Tokyo stocks sank more than five percent Monday on fears over the new coronavirus and a plunge in oil prices that sent the dollar down against the yen.

The benchmark Nikkei 225 index dropped 5.07 percent -- the biggest fall since February 2018 -- or 1,050.99 points to close at 19,698.76, falling below the psychologically important 20,000 line.

The broader Topix index fell 5.61 percent, or 82.49 points, to 1,388.97.

The market opened sharply lower after Wall Street stocks tumbled Friday, with petroleum producers and banks falling especially hard.

"It was like panic selling," Shinichi Yamamoto, a broker at Okasan Securities in Tokyo, told AFP.

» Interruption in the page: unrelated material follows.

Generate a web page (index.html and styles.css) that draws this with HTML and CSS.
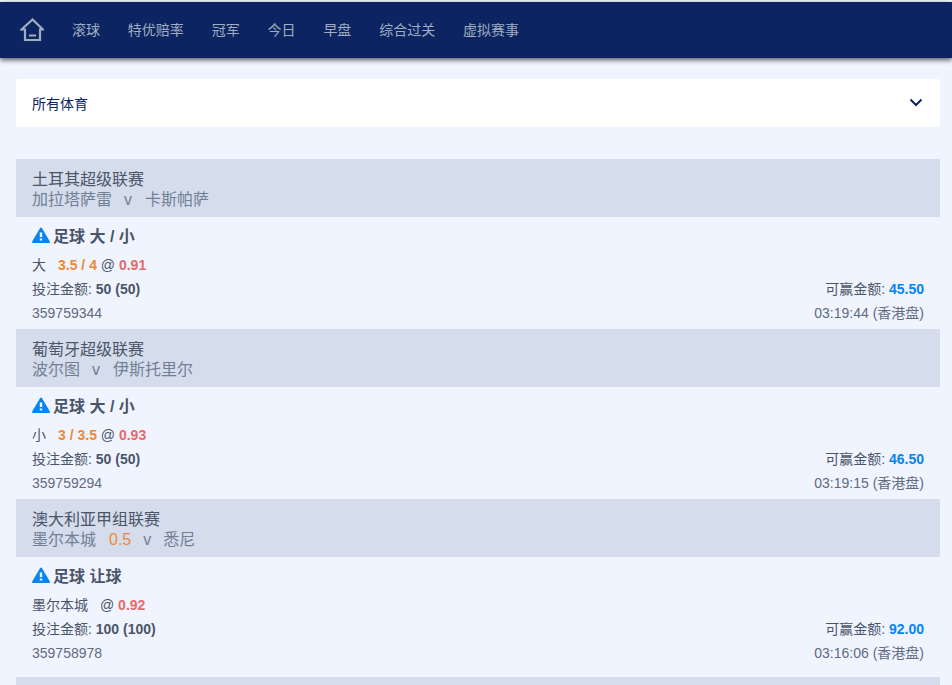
FILE: index.html
```html
<!DOCTYPE html>
<html lang="zh">
<head>
    <meta charset="UTF-8">
    <meta name="viewport" content="width=device-width, initial-scale=1.0">
    <title>注单</title>
    <link rel="stylesheet" href="styles.css">
</head>
<body>
    <div class="header">
        <svg class="home" width="24" height="24" viewBox="0 0 24 24">
            <path d="M1.5 11.5 12.5 1.5 23 11.5H20V22H5V11.5Z" fill="none" stroke="currentColor" stroke-width="2.2" stroke-linejoin="miter"/>
            <path d="M9 17.5h7" fill="none" stroke="currentColor" stroke-width="2"/>
        </svg>
        <a class="nav-link">滚球</a>
        <a class="nav-link">特优赔率</a>
        <a class="nav-link">冠军</a>
        <a class="nav-link">今日</a>
        <a class="nav-link">早盘</a>
        <a class="nav-link">综合过关</a>
        <a class="nav-link">虚拟赛事</a>
    </div>

    <div class="container">
        <div class="select-box">
            <span>所有体育</span>
            <svg width="16" height="16" viewBox="0 0 16 16">
                <path d="M2.5 4.5 8 10l5.5-5.5" fill="none" stroke="#0c2461" stroke-width="2"/>
            </svg>
        </div>

        <div class="league">
            <div>土耳其超级联赛</div>
            <div class="teams"><span>加拉塔萨雷</span><span class="vs">v</span><span>卡斯帕萨</span></div>
        </div>
        <div class="bet">
            <div class="bet-title">
                <svg class="warn" width="18" height="16" viewBox="0 0 18 16"><path d="M9 1.5 17 15H1Z" fill="#0784f2" stroke="#0784f2" stroke-width="2" stroke-linejoin="round"/><path d="M9 5.5v4.5M9 11.5v2" stroke="#fff" stroke-width="2.4"/></svg>
                足球 大 / 小
            </div>
            <div class="bet-row"><span>大<span class="line">3.5 / 4</span> @ <b class="odds">0.91</b></span></div>
            <div class="bet-row"><span>投注金额: <b>50 (50)</b></span><span>可赢金额: <b class="win">45.50</b></span></div>
            <div class="bet-row"><span class="muted">359759344</span><span class="muted">03:19:44 (香港盘)</span></div>
        </div>

        <div class="league">
            <div>葡萄牙超级联赛</div>
            <div class="teams"><span>波尔图</span><span class="vs">v</span><span>伊斯托里尔</span></div>
        </div>
        <div class="bet">
            <div class="bet-title">
                <svg class="warn" width="18" height="16" viewBox="0 0 18 16"><path d="M9 1.5 17 15H1Z" fill="#0784f2" stroke="#0784f2" stroke-width="2" stroke-linejoin="round"/><path d="M9 5.5v4.5M9 11.5v2" stroke="#fff" stroke-width="2.4"/></svg>
                足球 大 / 小
            </div>
            <div class="bet-row"><span>小<span class="line">3 / 3.5</span> @ <b class="odds">0.93</b></span></div>
            <div class="bet-row"><span>投注金额: <b>50 (50)</b></span><span>可赢金额: <b class="win">46.50</b></span></div>
            <div class="bet-row"><span class="muted">359759294</span><span class="muted">03:19:15 (香港盘)</span></div>
        </div>

        <div class="league">
            <div>澳大利亚甲组联赛</div>
            <div class="teams"><span>墨尔本城</span><span class="handicap">0.5</span><span class="vs">v</span><span>悉尼</span></div>
        </div>
        <div class="bet last">
            <div class="bet-title">
                <svg class="warn" width="18" height="16" viewBox="0 0 18 16"><path d="M9 1.5 17 15H1Z" fill="#0784f2" stroke="#0784f2" stroke-width="2" stroke-linejoin="round"/><path d="M9 5.5v4.5M9 11.5v2" stroke="#fff" stroke-width="2.4"/></svg>
                足球 让球
            </div>
            <div class="bet-row"><span>墨尔本城<span class="at">@</span> <b class="odds">0.92</b></span></div>
            <div class="bet-row"><span>投注金额: <b>100 (100)</b></span><span>可赢金额: <b class="win">92.00</b></span></div>
            <div class="bet-row"><span class="muted">359758978</span><span class="muted">03:16:06 (香港盘)</span></div>
        </div>

        <div class="league"></div>
    </div>
</body>
</html>
```

FILE: styles.css
```css
html, body {
    height: 100%;
    overflow: hidden;
}

body {
    margin: 0;
    padding-top: 2px;
    box-sizing: border-box;
    background-color: #f0f4ff;
    font-family: "Liberation Sans", "Noto Sans CJK SC", sans-serif;
    font-size: 14px;
    color: #4a5568;
}

.header {
    display: flex;
    align-items: center;
    height: 56px;
    padding: 0 0 2px 20px;
    box-sizing: border-box;
    background-color: #0c2461;
    box-shadow: 0 2px 5px rgba(0, 0, 0, 0.65);
}

.home {
    color: #a0aec0;
    margin-top: 2px;
    margin-right: 28px;
}

.nav-link {
    margin-right: 27.85px;
    color: #a0aec0;
    font-size: 14px;
}

.container {
    padding: 21px 12px 0 16px;
}

.select-box {
    display: flex;
    justify-content: space-between;
    align-items: center;
    height: 48px;
    padding: 0 16px;
    margin-bottom: 32px;
    background-color: #fff;
    border-radius: 3px;
    color: #0c2461;
}

.league {
    height: 58px;
    padding: 11px 16px 0;
    box-sizing: border-box;
    background-color: #d5dcec;
    font-size: 16px;
    line-height: 20px;
}

.teams {
    display: flex;
    color: #718096;
}

.vs {
    margin: 0 13px 0 12px;
}

.handicap {
    margin-left: 13px;
    color: #ed8936;
}

.handicap + .vs {
    margin-right: 12px;
}

.bet {
    height: 112px;
    padding: 0 16px;
    box-sizing: border-box;
}

.bet.last {
    height: 120px;
}

.bet-title {
    display: flex;
    align-items: center;
    gap: 3px;
    height: 38px;
    margin-bottom: -2px;
    padding-bottom: 2px;
    box-sizing: border-box;
    font-size: 16px;
    font-weight: bold;
}

.warn {
    flex-shrink: 0;
}

.bet-row {
    display: flex;
    justify-content: space-between;
    height: 24px;
    line-height: 24px;
}

.line {
    margin-left: 12px;
    font-weight: bold;
    color: #ed8936;
}

.at {
    margin-left: 12px;
}

.odds {
    color: #e56b6b;
}

.win {
    color: #0784f2;
}

.muted {
    color: #5f6b7f;
}
```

Driving the declines was a ferocious sell-off in the oil markets, sparked by top exporter Saudi Arabia slashing prices -- in some cases to unprecedented levels -- after a bust-up with Russia over production.

"A strong yen also depressed investor sentiment in Tokyo," Yamamoto said.

The dollar traded at 102.59 yen in Asian afternoon trade, down from 105.40 yen in New York on Friday.

The dollar temporarily dropped to the 101 yen level for the first time in more than three years.

A strong yen is a negative for Japanese exporters as it makes their products less competitive abroad and also erodes profits when repatriated.

Finance Minister Taro Aso told parliament he was watching foreign exchange rates and "staying on guard".

The key Nikkei temporarily plunged more than six percent but slightly recovered before the closing bell on bargain-hunting, brokers said.

BoJ governor Haruhiko Kuroda told parliament: "Investor sentiment is deteriorating as uncertainty widens due to the spread of infections of the new coronavirus."

He vowed to take "appropriate action without hesitation when it's necessary".

Aso also told parliament: "We think we have to respond with not only monetary policies but fiscal measures."

Just before the opening bell, the government said Japan's economy contracted more than initially believed in the October-December quarter, reflecting the country's economic fragility.

Oil-related shares slumped with Inpex Holdings down 12.95 percent at 766 yen and Japan Petroleum Exploration falling 12.69 percent to 1,974 yen.

Major exporters were sharply down. Nissan plummeted 8.22 percent to 389.2 yen with Toyota down 4.40 percent at 6,495 yen.

Sony lost 7.30 percent to 6,214 yen and Nintendo was down 3.95 percent at 35,930 yen.